If the appeal of seeing an anime version of Ace Attorney is just seeing these stories articulated with more compelling visuals, then even there, this show is bound to be a letdown. Ace Attorney looks ugly from start to finish - its character designs seem too beholden to the game's defined style to allow for much expressive behavior, and the animation isn't smooth enough to add anything to the production. The show's CG courtroom is both ugly on its own and doesn't naturally integrate with the traditionally animated characters, making the production feel even more artificial than it would otherwise. And that's before you get to the straight-up terrible CG characters populating the witness stands.

Overall, the Ace Attorney anime may well be succeeding in its job - I don't want to watch any more Ace Attorney, but I do feel kind of compelled to check out the games. But as a self-contained show, Ace Attorney feels like a totally phoned-in effort. An easy skip.


Rebecca Silverman

Rating: 3

Is he Phoenix Wright or Naruhodo Ryuichi to you? In a rare case of “whichever you prefer,” Crunchyroll is currently offering an alternative subtitle track that gives the characters their localized English names, which is a nice touch for people who prefer to keep things the way they remember them. Since I've never played the games (though my sister has talked about them a lot), I went mostly with the regular subs; I generally prefer that the names I hear and the names I read match up.

That information aside, Ace Attorney’s anime debut is an awful lot of very silly fun. It's Perry Mason lite – a corny, goofy trial wherein rookie defense attorney Naruhodo Ryuichi manages not only to defend his friend Yahari (Larry) from spurious murder charges, but also to turn things around and accuse the witness on the stand – a classic Perry Mason move. This show owes a lot more to that stand-by of 1950s and 60s television (and literature) than it does to more contemporary crime dramas, so if you're more the Law & Order type, this may have less appeal. The court procedures are iffy at best, and the drama is cheesy and intensified by music that sounds suspiciously like in-game midi tracks, to say nothing of the use of plenty of transitional cards of people's heads looking shocked and/or suspicious. Add in some twinkly sound effects, and the episode gives off the definite feeling of watching someone play a video game. Somehow it manages this without making you feel like you're missing out on something, however; this may be due to the fact that the mystery itself isn't difficult to figure out. Granted, this is the first case our hero has ever tried, so it seems like there's a good chance that the mysteries will get more complex. In fact, the preview for episode two looks like it's going to raise the difficulty level considerably, so this may have been just a light-hearted intro to the story's world.

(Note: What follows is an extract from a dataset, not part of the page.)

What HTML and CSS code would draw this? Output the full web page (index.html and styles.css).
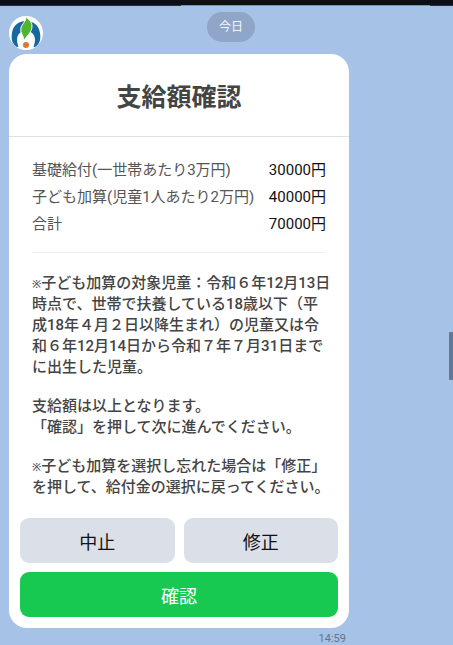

Regardless of whether or not that's the case, there's just something appealing about the bright colors, blocky character designs (and stunning hair that looks like it was once siding on a steampunk airship), and simplicity of this episode. There isn't much emotion shown on characters’ faces, which is a bit off-putting. Instead, the show relies on over-the-top visual effects to show us when someone is upset or makes a good point, literally blowing Naruhodo off his feet or having a carefully crafted façade fall apart under “intense” questioning. This again feels like a tribute to the show's game roots, and it works for this particular episode. Despite the fact that the case in question is a murder trial, there's no tension or question about the outcome – heck, the show opens with a scene of the murderer murdering and then basically twisting his moustache and wondering what patsy to pin it on. But that's the joy of this episode – it's neat, tidy, and corny in the best way. Regardless of whether it stays that way or not, this is just a fun diversion in a serious genre, and even if you haven't played the games (or maybe especially if you haven't?), it's worth checking out for some Saturday morning-style campiness.